Recognition of Congenital Heart Disease in the Fifth to Eighth Decades of Life

Abstract
Fifty patients with congenital heart disease in the 5th to 8th decades of life have been reviewed. Atrial septal defects were the most common lesions and were compatible with long life. Symptoms may occur late but are often rapidly progressive. Despite large left-to-right shunts, pulmonary artery pressures are often normal or only moderately increased. Misdiagnoses are common. Atrial septal defects are confused most frequently with rheumatic heart disease. A diagnosis of mitral stenosis or mitral insufficiency was made in over 50% of this group before admission to our hospital. Some patients with a patent ductus arteriosus may survive to old age. The pulmonary artery pressure tends to be higher in this group than in those with atrial defects with a similar magnitude of left-to-right shunt. Patients with moderately severe pulmonic stenosis may be asymptomatic. Patients with ventricular septal defects show a high attrition rate before 40 years of age, and those surviving past 40 seem to have small and dynamically insignificant lesions. Cyanotic congenital heart disease is very rare after 40 years of age. Age alone should not be a deterrent to surgical correction of congenital heart defects.
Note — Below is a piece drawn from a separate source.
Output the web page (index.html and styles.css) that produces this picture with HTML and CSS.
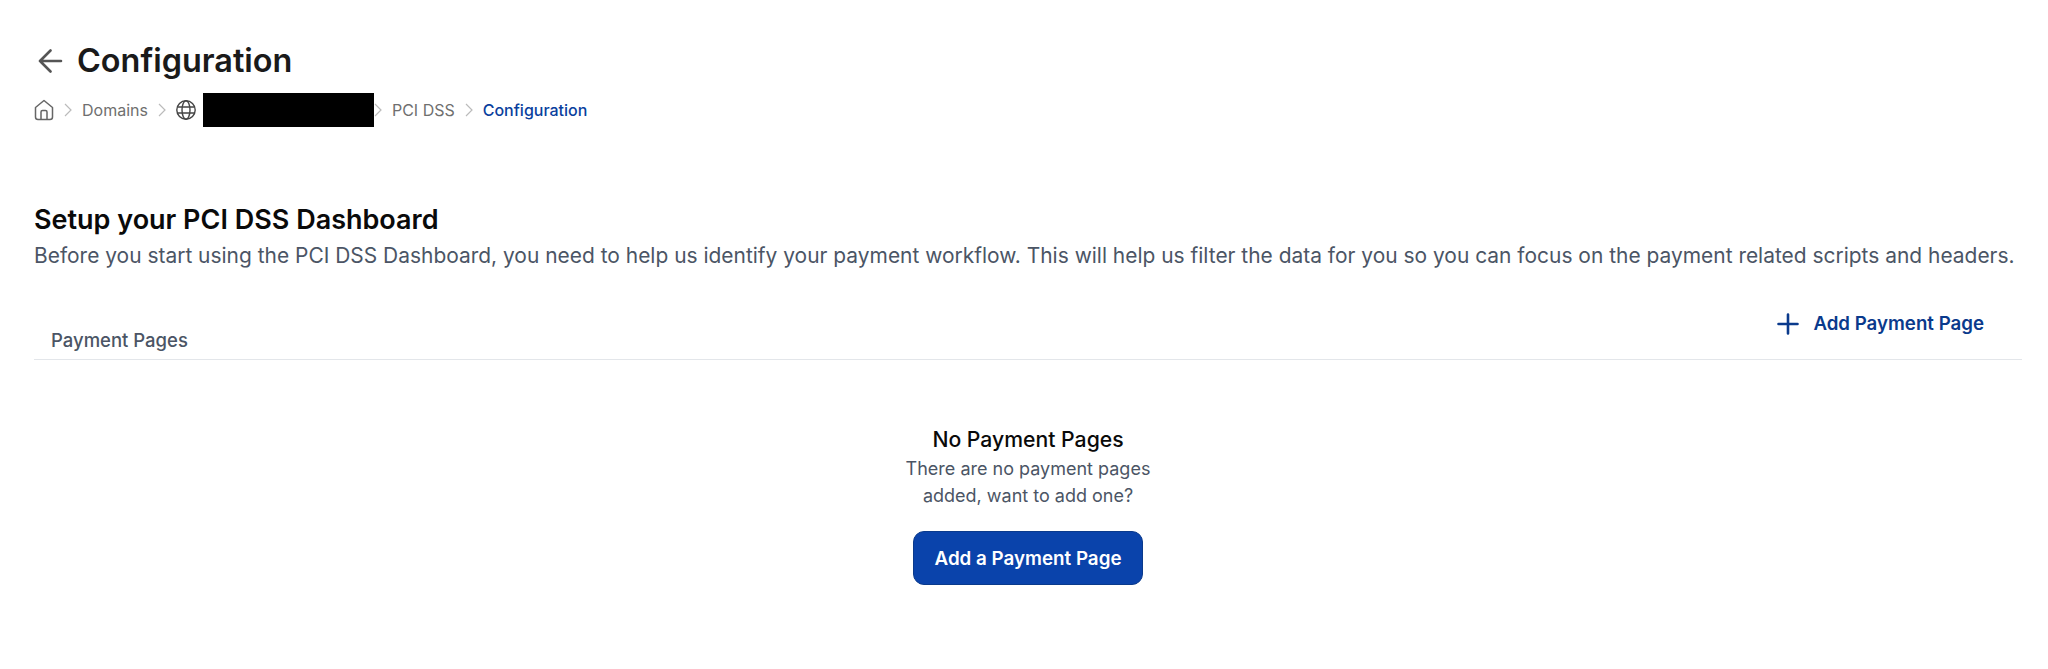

Moderate pulmonary artery hypertension is not a contraindication either, and was reversible in a number of our patients. In view of these findings, it would seem important to consider congenital heart disease in the differential diagnosis of all patients with suspected cardiac disease, even in individuals of middle age and beyond. An accurate diagnosis should be sought, since surgical correction may be possible with considerable benefit to the patient.